Recreational fishers will have to purchase a salmon tag in addition to their fishing licence and are limited to two fish. But there will be an additional opportunity for those who want to continue fishing after they have caught their limit.
Working in conjunction with B.C. Sportfishing, the Nk’Mip Desert Cultural Centre is taking the lead on a pilot project offering guided fishing trips.
Fishers on the guided tours can continue to fish, but any fish caught after the two sport fish will be considered a commercially caught fish and taken to a designated landing area and turned over to the ONA.
“Those fish are landed at a separate location and vetted through a certified cutting station in Kelowna and made available for the 100-mile diet. Wild, local sustainable fish right here in the Okanagan,” said Bussanich. “Proceeds go back towards fisheries revitalization, fish and fish habitat projects.”
They are being careful about the fisheries, said Bussanich, explaining that counts of sockeye coming upstream are being continually monitored, so the fisheries can be halted if the number of spawners doesn’t meet expectations.

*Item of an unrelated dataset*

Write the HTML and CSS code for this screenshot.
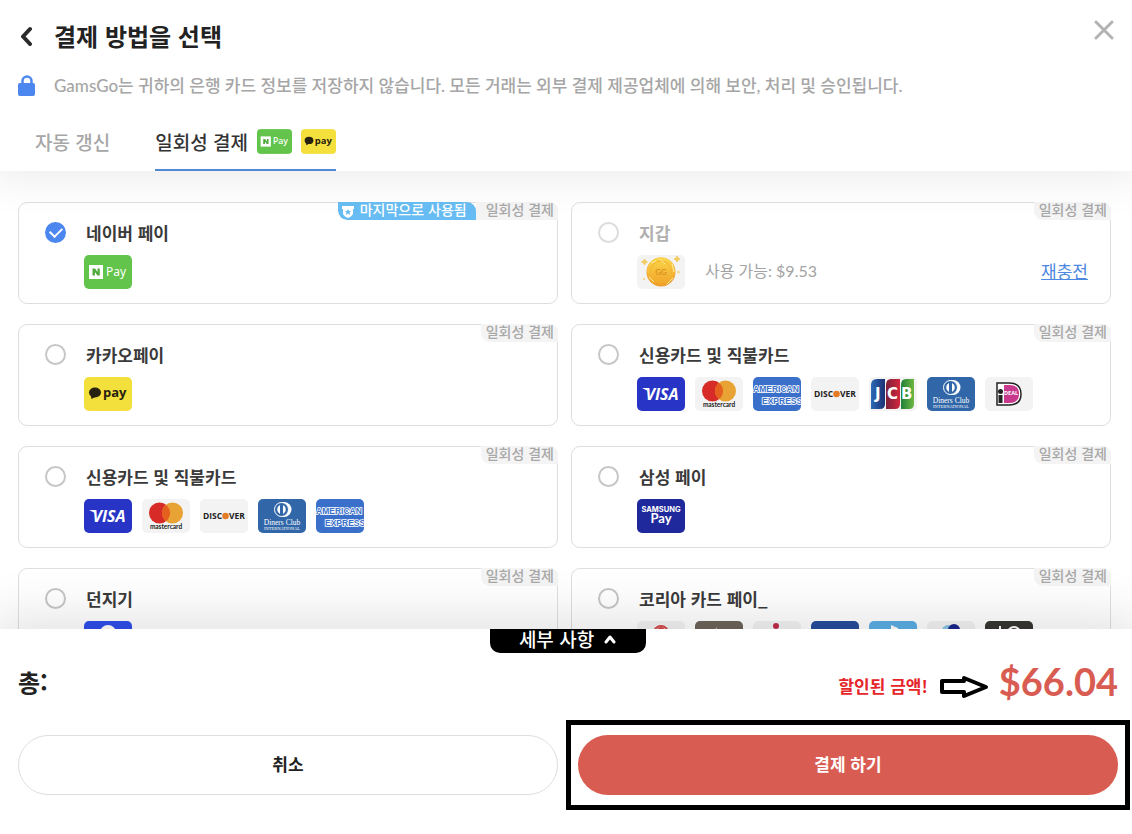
FILE: index.html
```
<!DOCTYPE html>
<html lang="ko">
<head>
    <meta charset="UTF-8">
    <meta name="viewport" content="width=device-width, initial-scale=1.0">
    <title>GamsGo - 결제 방법을 선택</title>
    <link rel="stylesheet" href="styles.css">
</head>

<body>
    <svg class="gradients" aria-hidden="true">
        <defs>
            <linearGradient id="coin-fill" x1="0" y1="0" x2="0" y2="1">
                <stop offset="0" stop-color="#fbd84b"/>
                <stop offset="1" stop-color="#f0a028"/>
            </linearGradient>
            <linearGradient id="jcb-blue"><stop offset="0" stop-color="#2c6bb5"/><stop offset="1" stop-color="#1c2f74"/></linearGradient>
            <linearGradient id="jcb-red"><stop offset="0" stop-color="#7c1f3a"/><stop offset="1" stop-color="#d2273d"/></linearGradient>
            <linearGradient id="jcb-green"><stop offset="0" stop-color="#22803a"/><stop offset="1" stop-color="#6db742"/></linearGradient>
        </defs>
    </svg>

    <!-- Shared payment logos -->
    <svg class="sprite" aria-hidden="true">
        <symbol id="naver" viewBox="0 0 48 34">
            <rect width="48" height="34" fill="#62c44a"/>
            <rect x="5" y="10" width="14" height="14" fill="#fff"/>
            <path d="M8.500 20.500V13.500H11L13.500 17V13.500H15.800V20.500H13.400L10.900 17V20.500Z" fill="#4faa3b"/>
            <text x="22" y="21" font-family="Noto Sans" font-size="12" fill="#fff">Pay</text>
        </symbol>
        <symbol id="kakao" viewBox="0 0 48 34">
            <rect width="48" height="34" fill="#f4e03c"/>
            <ellipse cx="11" cy="15.500" rx="6" ry="5" fill="#26220f"/>
            <path d="M6.500 17L7.500 22L12 19.500Z" fill="#26220f"/>
            <text x="19" y="20" font-family="Open Sans" font-size="13" font-weight="700" fill="#26220f">pay</text>
        </symbol>
        <symbol id="coin" viewBox="0 0 48 34">
            <rect width="48" height="34" fill="#f3f3f3"/>
            <circle cx="24" cy="17" r="14.500" fill="#ec9f30"/>
            <circle cx="24" cy="16.500" r="14" fill="url(#coin-fill)"/>
            <circle cx="24" cy="16.500" r="10.500" fill="none" stroke="#f3b531"/>
            <path d="M14 8l5-2M23 4l5 5M35 9l2 8M30 29l6-6M12 22l5 5" stroke="#fdeb9b"/>
            <text x="24" y="20" text-anchor="middle" font-family="Lato" font-size="8" font-weight="700" fill="#dc9420">GG</text>
            <path d="M7.500 4l1 2 2 1-2 1-1 2-1-2-2-1 2-1zM40 1l1 2 2 1-2 1-1 2-1-2-2-1 2-1z" fill="#f3cc63" stroke="#f3cc63"/>
            <circle cx="41.500" cy="17" r="1.500" fill="#f5d98c"/>
            <circle cx="7" cy="24" r="1.200" fill="#f5d98c"/>
        </symbol>
        <symbol id="visa" viewBox="0 0 48 34">
            <rect width="48" height="34" fill="#2734c5"/>
            <path d="M5 11h5l1 3z" fill="#fff"/>
            <text x="25" y="23" text-anchor="middle" font-family="Open Sans" font-size="16" font-weight="700" font-style="italic" fill="#fff">VISA</text>
        </symbol>
        <symbol id="mastercard" viewBox="0 0 48 34">
            <rect width="48" height="34" fill="#f3f3f3"/>
            <circle cx="17.500" cy="14" r="10.500" fill="#d62b27"/>
            <circle cx="30.500" cy="14" r="10.500" fill="#e9a234"/>
            <path d="M24 5.700a10.500 10.500 0 0 1 0 16.600a10.500 10.500 0 0 1 0-16.600z" fill="#e5601f"/>
            <text x="24" y="30" text-anchor="middle" font-family="Lato" font-size="6.500" font-weight="700" fill="#222">mastercard</text>
        </symbol>
        <symbol id="amex" viewBox="0 0 48 34">
            <rect width="48" height="34" fill="#3a70ca"/>
            <g font-family="Liberation Sans" font-size="8.500" font-weight="700" fill="#3a70ca" stroke="#fff" stroke-width="1.600" paint-order="stroke">
                <text x="0" y="15">AMERICAN</text>
                <text x="9" y="27">EXPRESS</text>
            </g>
        </symbol>
        <symbol id="discover" viewBox="0 0 48 34">
            <rect width="48" height="34" fill="#f3f3f3"/>
            <g font-family="Open Sans" font-size="8.500" font-weight="700" fill="#222">
                <text x="3" y="20">DISC</text>
                <text x="29" y="20">VER</text>
            </g>
            <circle cx="25.500" cy="17" r="3.300" fill="#e47b26"/>
        </symbol>
        <symbol id="jcb" viewBox="0 0 48 34">
            <rect width="48" height="34" fill="#f3f3f3"/>
            <path d="M8 2h8v25q0 5-5 5H2V8q0-6 6-6z" fill="url(#jcb-blue)"/>
            <path d="M22 2h9v25q0 5-5 5H17V8q0-6 5-6z" fill="url(#jcb-red)"/>
            <path d="M37 2h8v25q0 5-5 5H32V8q0-6 5-6z" fill="url(#jcb-green)"/>
            <g font-family="DejaVu Sans" font-size="15" font-weight="700" fill="#fff">
                <text x="6" y="22">J</text>
                <text x="18" y="22">C</text>
                <text x="32" y="22">B</text>
            </g>
        </symbol>
        <symbol id="diners" viewBox="0 0 48 34">
            <rect width="48" height="34" fill="#3167a8"/>
            <path d="M23 3h3a7.500 7.500 0 0 1 0 15h-3z" fill="#fff"/>
            <circle cx="23.500" cy="10.500" r="7" fill="#3167a8" stroke="#fff"/>
            <path d="M22 6a5 5 0 0 0 0 9zM25 6a5 5 0 0 1 0 9z" fill="#fff"/>
            <g font-family="Liberation Serif" text-anchor="middle" fill="#fff">
                <text x="24" y="26" font-size="7.500">Diners Club</text>
                <text x="24" y="31" font-size="4.500">INTERNATIONAL</text>
            </g>
        </symbol>
        <symbol id="ideal" viewBox="0 0 48 34">
            <rect width="48" height="34" fill="#f3f3f3"/>
            <path d="M12 6h12q12 0 12 11t-12 11H12z" fill="#fff" stroke="#222" stroke-width="1.500"/>
            <path d="M19 8h5q10 0 10 9t-10 9h-5z" fill="#c8388c"/>
            <circle cx="15.500" cy="14.500" r="2.500" fill="#222"/>
            <path d="M13.500 18h4v8h-4z" fill="#222"/>
            <text x="19" y="18" font-family="Open Sans" font-size="5.500" font-weight="700" fill="#fff">DEAL</text>
        </symbol>
        <symbol id="samsung" viewBox="0 0 48 34">
            <rect width="48" height="34" fill="#20299b"/>
            <g text-anchor="middle" font-weight="700" fill="#fff">
                <text x="24" y="13" font-family="Inter" font-size="7.500">SAMSUNG</text>
                <text x="24" y="24" font-family="Lato" font-size="13">Pay</text>
            </g>
        </symbol>
        <symbol id="toss" viewBox="0 0 48 34">
            <rect width="48" height="34" fill="#2f4fea"/>
            <circle cx="24" cy="12" r="8" fill="#fff"/>
        </symbol>
        <symbol id="shinhan" viewBox="0 0 48 34">
            <rect width="48" height="34" fill="#f3f3f3"/>
            <circle cx="24" cy="12" r="7" fill="none" stroke="#d4474a" stroke-width="2"/>
            <circle cx="24" cy="10" r="3" fill="none" stroke="#d4474a" stroke-width="2"/>
        </symbol>
        <symbol id="kb" viewBox="0 0 48 34">
            <rect width="48" height="34" fill="#6e655b"/>
            <path d="M21 6l3 5-5 5z" fill="#c9bfae"/>
        </symbol>
        <symbol id="lotte" viewBox="0 0 48 34">
            <rect width="48" height="34" fill="#f3f3f3"/>
            <circle cx="23" cy="5" r="3" fill="#c02a48"/>
            <path d="M22 10h4v12h-4z" fill="#c02a48"/>
        </symbol>
        <symbol id="woori" viewBox="0 0 48 34">
            <rect width="48" height="34" fill="#264d9c"/>
        </symbol>
        <symbol id="hana" viewBox="0 0 48 34">
            <rect width="48" height="34" fill="#5baee5"/>
            <path d="M22 4l7 3v13h-7z" fill="#fff"/>
        </symbol>
        <symbol id="citi" viewBox="0 0 48 34">
            <rect width="48" height="34" fill="#f3f3f3"/>
            <circle cx="21" cy="10" r="6" fill="#86c5e3"/>
            <circle cx="27" cy="9" r="6" fill="#19258b"/>
        </symbol>
        <symbol id="hyundai" viewBox="0 0 48 34">
            <rect width="48" height="34" fill="#383632"/>
            <path d="M15 5v12" stroke="#fff" stroke-width="2"/>
            <circle cx="29" cy="12" r="6" fill="none" stroke="#fff" stroke-width="2"/>
        </symbol>
    </svg>

    <header class="header">
        <div class="title-row">
            <button type="button" class="icon-button" aria-label="뒤로">
                <svg width="18" height="20" viewBox="0 0 18 20"><path d="M12 3L5 10.500L12 18" fill="none" stroke="#2b2b2b" stroke-width="4" stroke-linecap="round" stroke-linejoin="round"/></svg>
            </button>
            <h1>결제 방법을 선택</h1>
            <button type="button" class="icon-button close" aria-label="닫기">
                <svg width="20" height="22" viewBox="0 0 20 22"><path d="M2 4L18 20M18 4L2 20" fill="none" stroke="#b3b3b3" stroke-width="3" stroke-linecap="round"/></svg>
            </button>
        </div>
        <div class="notice">
            <svg width="18" height="22" viewBox="0 0 18 22"><path d="M4.500 10V6a4.500 4.500 0 0 1 9 0v4" fill="none" stroke="#4c87f0" stroke-width="2.500"/><rect y="8" width="17" height="13" rx="2" fill="#4c87f0"/></svg>
            <p>GamsGo는 귀하의 은행 카드 정보를 저장하지 않습니다. 모든 거래는 외부 결제 제공업체에 의해 보안, 처리 및 승인됩니다.</p>
        </div>
        <nav class="tabs">
            <button type="button" class="tab">자동 갱신</button>
            <button type="button" class="tab active">
                일회성 결제
                <svg class="chip" viewBox="0 0 48 34"><use href="#naver"/></svg>
                <svg class="chip" viewBox="0 0 48 34"><use href="#kakao"/></svg>
            </button>
        </nav>
    </header>

    <main class="methods">
        <div class="method">
            <input type="radio" name="method" id="m-naver" checked>
            <label class="name" for="m-naver">네이버 페이</label>
            <div class="logos">
                <svg class="logo"><use href="#naver"/></svg>
            </div>
            <div class="tags">
                <span class="last-used">
                    <svg width="12" height="12" viewBox="0 0 12 12"><path d="M0 0h12v3h-1v4q0 3-5 5q-5-2-5-5V3H0z" fill="#fff"/><path d="M6 3l1 2h2L7.500 6.500L8 9L6 7.500L4 9l.5-2.500L3 5h2z" fill="#67bdf3"/></svg>
                    마지막으로 사용됨
                </span>
                <span class="tag">일회성 결제</span>
            </div>
        </div>

        <div class="method disabled">
            <input type="radio" name="method" id="m-wallet" disabled>
            <label class="name" for="m-wallet">지갑</label>
            <div class="logos">
                <svg class="logo"><use href="#coin"/></svg>
                <span class="balance">사용 가능: $9.53</span>
                <a href="#" class="recharge">재충전</a>
            </div>
            <div class="tags"><span class="tag">일회성 결제</span></div>
        </div>

        <div class="method">
            <input type="radio" name="method" id="m-kakao">
            <label class="name" for="m-kakao">카카오페이</label>
            <div class="logos">
                <svg class="logo"><use href="#kakao"/></svg>
            </div>
            <div class="tags"><span class="tag">일회성 결제</span></div>
        </div>

        <div class="method">
            <input type="radio" name="method" id="m-card">
            <label class="name" for="m-card">신용카드 및 직불카드</label>
            <div class="logos">
                <svg class="logo"><use href="#visa"/></svg>
                <svg class="logo"><use href="#mastercard"/></svg>
                <svg class="logo"><use href="#amex"/></svg>
                <svg class="logo"><use href="#discover"/></svg>
                <svg class="logo"><use href="#jcb"/></svg>
                <svg class="logo"><use href="#diners"/></svg>
                <svg class="logo"><use href="#ideal"/></svg>
            </div>
            <div class="tags"><span class="tag">일회성 결제</span></div>
        </div>

        <div class="method">
            <input type="radio" name="method" id="m-card2">
            <label class="name" for="m-card2">신용카드 및 직불카드</label>
            <div class="logos">
                <svg class="logo"><use href="#visa"/></svg>
                <svg class="logo"><use href="#mastercard"/></svg>
                <svg class="logo"><use href="#discover"/></svg>
                <svg class="logo"><use href="#diners"/></svg>
                <svg class="logo"><use href="#amex"/></svg>
            </div>
            <div class="tags"><span class="tag">일회성 결제</span></div>
        </div>

        <div class="method">
            <input type="radio" name="method" id="m-samsung">
            <label class="name" for="m-samsung">삼성 페이</label>
            <div class="logos">
                <svg class="logo"><use href="#samsung"/></svg>
            </div>
            <div class="tags"><span class="tag">일회성 결제</span></div>
        </div>

        <div class="method">
            <input type="radio" name="method" id="m-toss">
            <label class="name" for="m-toss">던지기</label>
            <div class="logos">
                <svg class="logo"><use href="#toss"/></svg>
            </div>
            <div class="tags"><span class="tag">일회성 결제</span></div>
        </div>

        <div class="method">
            <input type="radio" name="method" id="m-korea">
            <label class="name" for="m-korea">코리아 카드 페이_</label>
            <div class="logos">
                <svg class="logo"><use href="#shinhan"/></svg>
                <svg class="logo"><use href="#kb"/></svg>
                <svg class="logo"><use href="#lotte"/></svg>
                <svg class="logo"><use href="#woori"/></svg>
                <svg class="logo"><use href="#hana"/></svg>
                <svg class="logo"><use href="#citi"/></svg>
                <svg class="logo"><use href="#hyundai"/></svg>
            </div>
            <div class="tags"><span class="tag">일회성 결제</span></div>
        </div>
    </main>

    <footer class="footer">
        <button type="button" class="details">
            세부 사항
            <svg width="14" height="10" viewBox="0 0 14 10"><path d="M3 8L7 3L11 8" fill="none" stroke="#fff" stroke-width="3" stroke-linecap="round" stroke-linejoin="round"/></svg>
        </button>
        <div class="total-row">
            <span class="total-label">총:</span>
            <span class="discount">할인된 금액!</span>
            <svg class="arrow" width="49" height="24" viewBox="0 0 49 24"><path d="M2 6H24V3L46 12L24 21V17H2Z" fill="#fff" stroke="#000" stroke-width="4" stroke-linejoin="round"/></svg>
            <strong class="price">$66.04</strong>
        </div>
        <div class="actions">
            <button type="button" class="cancel">취소</button>
            <div class="highlight">
                <button type="button" class="pay">결제 하기</button>
            </div>
        </div>
    </footer>
</body>
</html>
```
FILE: styles.css
```
* {
    box-sizing: border-box;
}

body {
    margin: 0;
    height: 100vh;
    display: flex;
    flex-direction: column;
    overflow: hidden;
    background-color: #fff;
    color: #222;
    font-family: 'Noto Sans CJK KR', sans-serif;
}

button {
    padding: 0;
    border: none;
    background: none;
    color: inherit;
    font-family: inherit;
    cursor: pointer;
}

svg {
    display: block;
    flex-shrink: 0;
}

.gradients {
    position: absolute;
    width: 0;
    height: 0;
}

.sprite {
    display: none;
}

/* Header */
.header {
    position: relative;
    z-index: 1;
    background-color: #fff;
    padding: 18px 18px 0;
    box-shadow: 0 0 40px 8px rgba(0, 0, 0, 0.08);
}

.title-row {
    display: flex;
    align-items: center;
    gap: 18px;
    height: 36px;
}

.title-row h1 {
    margin: 0;
    font-size: 24px;
    font-weight: 700;
    line-height: 36px;
}

.close {
    margin-left: auto;
    align-self: flex-start;
}

.notice {
    display: flex;
    align-items: center;
    gap: 18px;
    margin-top: 20px;
}

.notice p {
    margin: 0;
    font-family: Lato, 'Noto Sans CJK KR', sans-serif;
    font-size: 17px;
    font-weight: 500;
    line-height: 24px;
    color: #a6a6a6;
}

.tabs {
    display: flex;
    gap: 45px;
    margin-top: 16px;
    padding-left: 17px;
}

.tab {
    display: flex;
    align-items: center;
    gap: 9px;
    height: 57px;
    border-bottom: 2px solid transparent;
    font-size: 19px;
    font-weight: 500;
    color: #a6a6a6;
}

.tab.active {
    color: #333;
    border-color: #5288d4;
}

.chip {
    width: 35px;
    height: 25px;
    border-radius: 4px;
}

/* Payment methods */
.methods {
    flex: 1;
    min-height: 0;
    overflow: hidden;
    display: grid;
    grid-template-columns: 1fr 1fr;
    align-content: start;
    gap: 20px 13px;
    padding: 31px 21px 0 18px;
}

.method {
    position: relative;
    display: grid;
    grid-template-columns: 21px 1fr;
    align-items: center;
    gap: 10px 18px;
    padding: 17px 22px 14px 26px;
    border: 1px solid #dedede;
    border-radius: 9px;
}

.method input {
    appearance: none;
    width: 21px;
    height: 21px;
    margin: 0;
    border: 2px solid #c6c6c6;
    border-radius: 50%;
}

.method input:checked {
    display: flex;
    align-items: center;
    justify-content: center;
    border: none;
    background-color: #4c87f0;
}

.method input:checked::before {
    content: "";
    width: 10px;
    height: 6px;
    margin-bottom: 3px;
    border-left: 2px solid #fff;
    border-bottom: 2px solid #fff;
    transform: rotate(-45deg);
}

.name {
    padding-left: 2px;
    font-size: 17px;
    font-weight: 700;
    line-height: 25px;
    color: #3a3a3a;
}

.logos {
    grid-column: 2;
    display: flex;
    align-items: center;
    gap: 10px;
}

.logo {
    width: 48px;
    height: 34px;
    border-radius: 5px;
}

.disabled .name {
    color: #b0b0b0;
}

.disabled input {
    border-color: #dcdcdc;
}

.balance {
    padding: 0 0 4px 10px;
    font-family: Lato, 'Noto Sans CJK KR', sans-serif;
    font-size: 16px;
    color: #a3a3a3;
}

.recharge {
    margin-left: auto;
    padding-bottom: 4px;
    font-size: 17px;
    color: #4c87e0;
}

.tags {
    position: absolute;
    top: -1px;
    right: -1px;
    display: flex;
    height: 18px;
    overflow: hidden;
    border-radius: 0 9px 0 9px;
    font-size: 14px;
    font-weight: 500;
    line-height: 14px;
}

.tag {
    padding: 0 4px 0 5px;
    background-color: #f4f4f4;
    color: #a8a8a8;
}

.last-used {
    display: flex;
    gap: 6px;
    padding: 0 9px 0 4px;
    border-radius: 0 9px 0 9px;
    background-color: #67bdf3;
    color: #fff;
}

.last-used svg {
    margin-top: 4px;
}

.last-used + .tag {
    padding-left: 10px;
}

/* Footer */
.footer {
    position: relative;
    z-index: 1;
    background-color: #fff;
    padding: 0 14px 39px 18px;
    box-shadow: 0 0 50px 10px rgba(0, 0, 0, 0.12);
}

.details {
    display: flex;
    align-items: center;
    justify-content: center;
    gap: 9px;
    width: 156px;
    height: 24px;
    margin: 0 auto;
    padding-bottom: 4px;
    border-radius: 0 0 10px 10px;
    background-color: #000;
    color: #fff;
    font-size: 19px;
    font-weight: 500;
    line-height: 20px;
}

.total-row {
    display: flex;
    align-items: center;
    height: 56px;
}

.total-label {
    margin-right: auto;
    font-size: 24px;
    font-weight: 700;
}

.discount {
    padding-top: 8px;
    font-size: 17px;
    font-weight: 700;
    color: #e5252a;
}

.arrow {
    margin: 12px 10px 0 12px;
}

.price {
    font-family: Lato, sans-serif;
    font-size: 38px;
    font-weight: 700;
    color: #d95c52;
}

.actions {
    display: grid;
    grid-template-columns: 1fr 1fr;
    gap: 20px;
    margin-top: 26px;
}

.cancel,
.pay {
    width: 100%;
    height: 60px;
    padding-bottom: 4px;
    border-radius: 30px;
    font-size: 17px;
    font-weight: 700;
}

.cancel {
    border: 1px solid #dedede;
}

.highlight {
    margin: -15px -12px;
    padding: 10px 7px;
    border: 5px solid #000;
}

.pay {
    display: block;
    background-color: #d95c52;
    color: #fff;
}
```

Warmer water temperatures than usual this year add another danger. High water temperatures are one of the suspected causes of sudden deaths of large numbers of kokanee in Okanagan Lake, and though it is not expected, Bussanich said a temperature oxygen squeeze in Osoyoos Lake could cause problems for the sockeye.
“If temperatures rise and dissolved oxygen lowers, then you could get that oxygen squeeze. In August, when adults are there, that could be catastrophic,” said Bussanich, adding that such a situation might just delay the run. “Particularly the later part, if the water is really warm, they might just hold up at the mouth in the Columbia Reservoir.”